[START Information provided]

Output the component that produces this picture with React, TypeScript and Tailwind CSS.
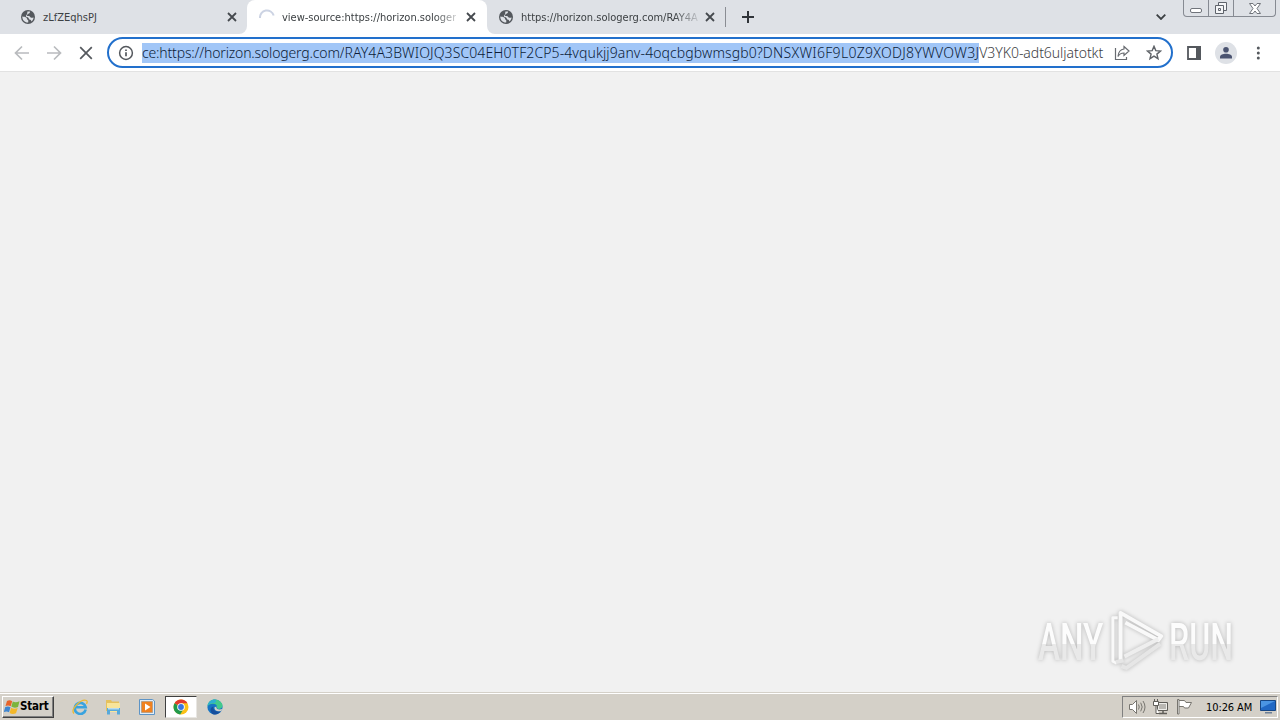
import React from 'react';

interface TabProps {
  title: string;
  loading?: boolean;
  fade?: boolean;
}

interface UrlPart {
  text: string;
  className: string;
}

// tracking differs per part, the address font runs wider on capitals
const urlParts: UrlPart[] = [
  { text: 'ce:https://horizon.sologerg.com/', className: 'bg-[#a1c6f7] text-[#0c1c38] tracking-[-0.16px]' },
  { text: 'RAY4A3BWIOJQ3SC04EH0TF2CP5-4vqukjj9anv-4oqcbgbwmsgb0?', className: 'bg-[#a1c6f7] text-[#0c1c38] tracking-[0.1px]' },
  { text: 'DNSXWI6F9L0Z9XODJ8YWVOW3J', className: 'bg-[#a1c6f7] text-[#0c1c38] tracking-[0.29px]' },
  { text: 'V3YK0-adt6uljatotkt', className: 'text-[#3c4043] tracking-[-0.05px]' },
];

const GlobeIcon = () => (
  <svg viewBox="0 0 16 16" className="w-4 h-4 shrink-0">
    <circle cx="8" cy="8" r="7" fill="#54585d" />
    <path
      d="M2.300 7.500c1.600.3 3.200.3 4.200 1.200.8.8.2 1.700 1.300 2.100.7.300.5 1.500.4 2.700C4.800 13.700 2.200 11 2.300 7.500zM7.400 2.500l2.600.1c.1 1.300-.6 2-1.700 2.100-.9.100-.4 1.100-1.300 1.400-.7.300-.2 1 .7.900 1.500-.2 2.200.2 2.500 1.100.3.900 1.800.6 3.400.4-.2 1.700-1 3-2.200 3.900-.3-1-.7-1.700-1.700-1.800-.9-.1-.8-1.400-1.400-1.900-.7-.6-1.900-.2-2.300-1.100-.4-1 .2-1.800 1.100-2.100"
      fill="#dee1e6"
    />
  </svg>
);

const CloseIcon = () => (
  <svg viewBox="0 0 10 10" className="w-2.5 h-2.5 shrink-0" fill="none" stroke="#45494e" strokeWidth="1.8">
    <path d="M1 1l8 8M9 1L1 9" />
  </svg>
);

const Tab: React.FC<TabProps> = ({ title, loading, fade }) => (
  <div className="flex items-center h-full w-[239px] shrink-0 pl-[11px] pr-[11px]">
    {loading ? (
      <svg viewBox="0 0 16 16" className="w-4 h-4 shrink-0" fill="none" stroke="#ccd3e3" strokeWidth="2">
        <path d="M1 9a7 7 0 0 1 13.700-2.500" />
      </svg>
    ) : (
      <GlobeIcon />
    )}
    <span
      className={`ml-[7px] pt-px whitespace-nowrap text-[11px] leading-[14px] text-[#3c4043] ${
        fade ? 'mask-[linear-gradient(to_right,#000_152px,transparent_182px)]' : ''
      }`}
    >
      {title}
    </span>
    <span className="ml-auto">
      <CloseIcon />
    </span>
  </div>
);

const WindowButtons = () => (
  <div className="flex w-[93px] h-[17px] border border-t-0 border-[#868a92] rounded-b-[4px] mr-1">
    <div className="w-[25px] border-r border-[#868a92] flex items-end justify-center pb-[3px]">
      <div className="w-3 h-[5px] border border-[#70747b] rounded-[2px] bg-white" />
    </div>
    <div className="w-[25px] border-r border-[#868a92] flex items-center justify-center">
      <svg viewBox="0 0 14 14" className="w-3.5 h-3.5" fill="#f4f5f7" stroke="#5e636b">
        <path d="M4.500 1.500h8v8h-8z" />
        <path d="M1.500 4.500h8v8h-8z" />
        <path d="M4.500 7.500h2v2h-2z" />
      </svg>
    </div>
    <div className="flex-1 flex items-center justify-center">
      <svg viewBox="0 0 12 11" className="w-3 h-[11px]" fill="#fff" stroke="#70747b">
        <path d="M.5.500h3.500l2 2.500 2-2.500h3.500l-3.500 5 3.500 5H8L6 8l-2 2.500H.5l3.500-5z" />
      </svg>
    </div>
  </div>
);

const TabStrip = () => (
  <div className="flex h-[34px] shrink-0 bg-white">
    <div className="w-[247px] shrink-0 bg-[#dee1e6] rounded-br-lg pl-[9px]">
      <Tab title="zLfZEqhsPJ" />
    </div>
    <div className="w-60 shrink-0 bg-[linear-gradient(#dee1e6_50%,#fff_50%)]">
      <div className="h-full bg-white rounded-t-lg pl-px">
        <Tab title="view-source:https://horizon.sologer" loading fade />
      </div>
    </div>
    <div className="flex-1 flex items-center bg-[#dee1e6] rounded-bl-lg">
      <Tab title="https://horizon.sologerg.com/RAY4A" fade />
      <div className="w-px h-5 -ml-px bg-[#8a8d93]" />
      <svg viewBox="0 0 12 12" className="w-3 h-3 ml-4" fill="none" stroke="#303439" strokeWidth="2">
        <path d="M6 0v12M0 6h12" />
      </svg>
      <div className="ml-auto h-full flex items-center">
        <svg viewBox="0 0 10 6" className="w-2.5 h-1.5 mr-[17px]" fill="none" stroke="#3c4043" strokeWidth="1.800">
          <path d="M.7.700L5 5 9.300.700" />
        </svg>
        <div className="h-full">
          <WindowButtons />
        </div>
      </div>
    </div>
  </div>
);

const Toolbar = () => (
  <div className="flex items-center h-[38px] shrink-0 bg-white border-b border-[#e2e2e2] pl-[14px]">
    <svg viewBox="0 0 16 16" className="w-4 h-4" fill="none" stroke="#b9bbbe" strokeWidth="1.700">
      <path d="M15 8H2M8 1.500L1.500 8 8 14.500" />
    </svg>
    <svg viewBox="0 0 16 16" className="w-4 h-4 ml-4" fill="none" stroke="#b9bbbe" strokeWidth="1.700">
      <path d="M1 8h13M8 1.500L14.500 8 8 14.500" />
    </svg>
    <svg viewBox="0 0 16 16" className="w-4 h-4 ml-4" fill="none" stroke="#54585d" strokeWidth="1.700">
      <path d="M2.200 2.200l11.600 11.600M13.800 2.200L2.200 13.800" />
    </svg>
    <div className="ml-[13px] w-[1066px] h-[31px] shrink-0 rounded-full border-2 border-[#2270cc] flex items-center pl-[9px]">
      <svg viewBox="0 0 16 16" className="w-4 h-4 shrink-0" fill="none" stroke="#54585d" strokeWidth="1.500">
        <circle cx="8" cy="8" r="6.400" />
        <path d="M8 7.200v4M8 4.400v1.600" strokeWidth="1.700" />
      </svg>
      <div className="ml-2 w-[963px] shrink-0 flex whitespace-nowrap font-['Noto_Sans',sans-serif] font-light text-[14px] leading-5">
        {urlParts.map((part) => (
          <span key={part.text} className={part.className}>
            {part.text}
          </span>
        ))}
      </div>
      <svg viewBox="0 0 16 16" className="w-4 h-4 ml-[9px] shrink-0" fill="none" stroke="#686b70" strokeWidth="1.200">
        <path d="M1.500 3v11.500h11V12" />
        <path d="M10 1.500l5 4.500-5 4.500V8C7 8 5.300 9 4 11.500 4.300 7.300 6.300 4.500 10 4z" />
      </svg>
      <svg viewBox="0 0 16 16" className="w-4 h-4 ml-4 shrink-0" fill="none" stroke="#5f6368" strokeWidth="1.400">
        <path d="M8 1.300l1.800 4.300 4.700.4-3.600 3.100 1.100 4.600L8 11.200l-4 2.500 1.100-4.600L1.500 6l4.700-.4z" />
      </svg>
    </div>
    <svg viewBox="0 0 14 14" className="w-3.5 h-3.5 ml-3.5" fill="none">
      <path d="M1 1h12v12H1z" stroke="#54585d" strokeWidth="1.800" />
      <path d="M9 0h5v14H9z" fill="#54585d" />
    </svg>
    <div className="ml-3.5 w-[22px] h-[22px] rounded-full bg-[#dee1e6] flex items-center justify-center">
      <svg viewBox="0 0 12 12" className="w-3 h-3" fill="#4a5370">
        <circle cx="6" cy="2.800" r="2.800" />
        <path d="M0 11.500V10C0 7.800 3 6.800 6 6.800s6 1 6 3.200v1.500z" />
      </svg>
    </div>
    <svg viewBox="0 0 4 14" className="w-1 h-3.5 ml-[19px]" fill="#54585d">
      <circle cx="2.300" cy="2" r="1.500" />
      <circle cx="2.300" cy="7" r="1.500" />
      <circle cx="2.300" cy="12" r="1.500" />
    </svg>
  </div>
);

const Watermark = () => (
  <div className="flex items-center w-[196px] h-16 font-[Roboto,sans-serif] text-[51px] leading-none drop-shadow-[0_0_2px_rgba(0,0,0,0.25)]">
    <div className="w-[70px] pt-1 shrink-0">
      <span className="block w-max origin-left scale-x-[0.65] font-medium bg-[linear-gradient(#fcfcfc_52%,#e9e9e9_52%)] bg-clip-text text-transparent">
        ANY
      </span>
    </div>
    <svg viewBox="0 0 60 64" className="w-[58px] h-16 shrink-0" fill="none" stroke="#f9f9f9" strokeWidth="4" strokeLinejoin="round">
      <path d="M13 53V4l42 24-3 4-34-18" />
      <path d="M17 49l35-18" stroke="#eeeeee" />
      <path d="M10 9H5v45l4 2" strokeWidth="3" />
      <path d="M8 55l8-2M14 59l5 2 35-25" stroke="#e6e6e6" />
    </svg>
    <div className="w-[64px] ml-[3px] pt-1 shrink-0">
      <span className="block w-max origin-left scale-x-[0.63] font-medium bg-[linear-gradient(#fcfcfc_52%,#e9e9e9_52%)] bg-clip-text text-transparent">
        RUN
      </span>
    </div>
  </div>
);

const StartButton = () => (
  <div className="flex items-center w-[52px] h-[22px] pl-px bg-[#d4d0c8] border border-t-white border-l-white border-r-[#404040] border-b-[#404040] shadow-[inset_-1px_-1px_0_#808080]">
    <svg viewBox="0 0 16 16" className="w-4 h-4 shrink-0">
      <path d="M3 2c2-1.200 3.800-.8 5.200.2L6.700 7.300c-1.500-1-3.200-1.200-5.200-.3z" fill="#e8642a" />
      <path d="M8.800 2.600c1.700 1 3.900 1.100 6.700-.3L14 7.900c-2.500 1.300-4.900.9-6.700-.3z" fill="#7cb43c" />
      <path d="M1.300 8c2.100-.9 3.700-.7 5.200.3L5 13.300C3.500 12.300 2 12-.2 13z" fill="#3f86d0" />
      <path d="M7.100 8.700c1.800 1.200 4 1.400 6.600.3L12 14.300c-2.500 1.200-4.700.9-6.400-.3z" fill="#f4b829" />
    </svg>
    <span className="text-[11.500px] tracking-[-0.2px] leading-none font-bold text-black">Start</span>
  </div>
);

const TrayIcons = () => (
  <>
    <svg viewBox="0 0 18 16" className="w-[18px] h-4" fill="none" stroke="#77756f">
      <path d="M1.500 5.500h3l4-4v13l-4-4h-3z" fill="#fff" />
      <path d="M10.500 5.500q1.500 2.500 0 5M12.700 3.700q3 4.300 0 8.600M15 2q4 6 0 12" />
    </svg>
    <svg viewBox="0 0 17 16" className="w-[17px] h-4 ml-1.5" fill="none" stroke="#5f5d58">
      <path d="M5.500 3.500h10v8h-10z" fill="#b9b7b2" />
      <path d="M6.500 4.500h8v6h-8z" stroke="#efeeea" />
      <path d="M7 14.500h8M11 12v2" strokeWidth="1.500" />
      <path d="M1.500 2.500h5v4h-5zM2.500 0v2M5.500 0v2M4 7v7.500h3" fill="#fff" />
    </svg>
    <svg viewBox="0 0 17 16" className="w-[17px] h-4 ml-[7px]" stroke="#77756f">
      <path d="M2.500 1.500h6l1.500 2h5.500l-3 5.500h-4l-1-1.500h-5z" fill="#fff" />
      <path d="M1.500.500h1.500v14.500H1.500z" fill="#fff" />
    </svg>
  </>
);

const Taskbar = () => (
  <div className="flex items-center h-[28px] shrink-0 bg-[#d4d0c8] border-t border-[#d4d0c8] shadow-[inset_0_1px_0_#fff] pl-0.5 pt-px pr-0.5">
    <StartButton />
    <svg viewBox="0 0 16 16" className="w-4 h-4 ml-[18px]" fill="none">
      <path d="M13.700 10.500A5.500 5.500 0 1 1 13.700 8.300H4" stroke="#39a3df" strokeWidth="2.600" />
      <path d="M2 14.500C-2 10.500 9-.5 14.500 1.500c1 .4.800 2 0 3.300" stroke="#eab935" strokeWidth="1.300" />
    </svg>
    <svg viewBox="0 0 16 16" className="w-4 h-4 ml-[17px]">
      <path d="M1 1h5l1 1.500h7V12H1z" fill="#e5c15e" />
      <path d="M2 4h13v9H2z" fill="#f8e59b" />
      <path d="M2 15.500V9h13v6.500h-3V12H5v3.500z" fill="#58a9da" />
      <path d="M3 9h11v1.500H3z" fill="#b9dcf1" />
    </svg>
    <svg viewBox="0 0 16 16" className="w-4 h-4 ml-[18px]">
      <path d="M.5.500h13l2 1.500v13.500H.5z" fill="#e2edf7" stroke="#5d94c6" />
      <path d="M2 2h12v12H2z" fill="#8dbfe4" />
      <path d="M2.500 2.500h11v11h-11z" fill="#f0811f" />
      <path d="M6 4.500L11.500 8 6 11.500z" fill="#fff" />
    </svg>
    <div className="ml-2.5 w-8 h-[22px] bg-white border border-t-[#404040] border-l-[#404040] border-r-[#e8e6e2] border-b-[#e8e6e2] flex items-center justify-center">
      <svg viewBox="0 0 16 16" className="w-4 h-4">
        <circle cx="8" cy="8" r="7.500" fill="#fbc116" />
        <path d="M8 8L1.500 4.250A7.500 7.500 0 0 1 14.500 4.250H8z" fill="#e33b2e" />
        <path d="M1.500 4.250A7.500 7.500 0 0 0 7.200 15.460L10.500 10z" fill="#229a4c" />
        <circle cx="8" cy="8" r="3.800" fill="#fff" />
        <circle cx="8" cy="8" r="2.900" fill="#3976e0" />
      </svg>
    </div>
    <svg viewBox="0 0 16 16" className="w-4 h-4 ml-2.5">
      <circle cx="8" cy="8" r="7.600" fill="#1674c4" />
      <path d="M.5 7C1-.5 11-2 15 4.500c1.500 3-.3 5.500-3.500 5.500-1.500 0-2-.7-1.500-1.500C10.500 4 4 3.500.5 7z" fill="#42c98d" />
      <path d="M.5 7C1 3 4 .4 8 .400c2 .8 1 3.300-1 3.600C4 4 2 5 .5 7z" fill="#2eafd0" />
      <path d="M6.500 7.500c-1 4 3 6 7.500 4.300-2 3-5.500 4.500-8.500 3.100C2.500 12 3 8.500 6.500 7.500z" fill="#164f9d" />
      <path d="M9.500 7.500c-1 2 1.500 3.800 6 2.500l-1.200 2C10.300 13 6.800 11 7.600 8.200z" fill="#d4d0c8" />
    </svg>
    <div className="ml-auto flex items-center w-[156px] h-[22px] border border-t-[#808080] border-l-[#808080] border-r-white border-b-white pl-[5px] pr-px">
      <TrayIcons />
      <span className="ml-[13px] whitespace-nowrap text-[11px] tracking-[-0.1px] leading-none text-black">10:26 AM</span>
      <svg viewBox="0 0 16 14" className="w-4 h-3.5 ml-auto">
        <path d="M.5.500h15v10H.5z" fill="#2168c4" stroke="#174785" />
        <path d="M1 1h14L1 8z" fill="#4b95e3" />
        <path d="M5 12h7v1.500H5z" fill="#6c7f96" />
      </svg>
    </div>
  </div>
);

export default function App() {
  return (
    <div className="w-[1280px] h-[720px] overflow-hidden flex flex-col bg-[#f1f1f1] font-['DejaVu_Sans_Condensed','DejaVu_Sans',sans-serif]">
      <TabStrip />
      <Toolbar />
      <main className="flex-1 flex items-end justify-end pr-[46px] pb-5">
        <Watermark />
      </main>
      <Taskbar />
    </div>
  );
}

[END Information provided]

● Problem details: Work out the count of lines containing the word "React", then write only that count.

● Task solution: 3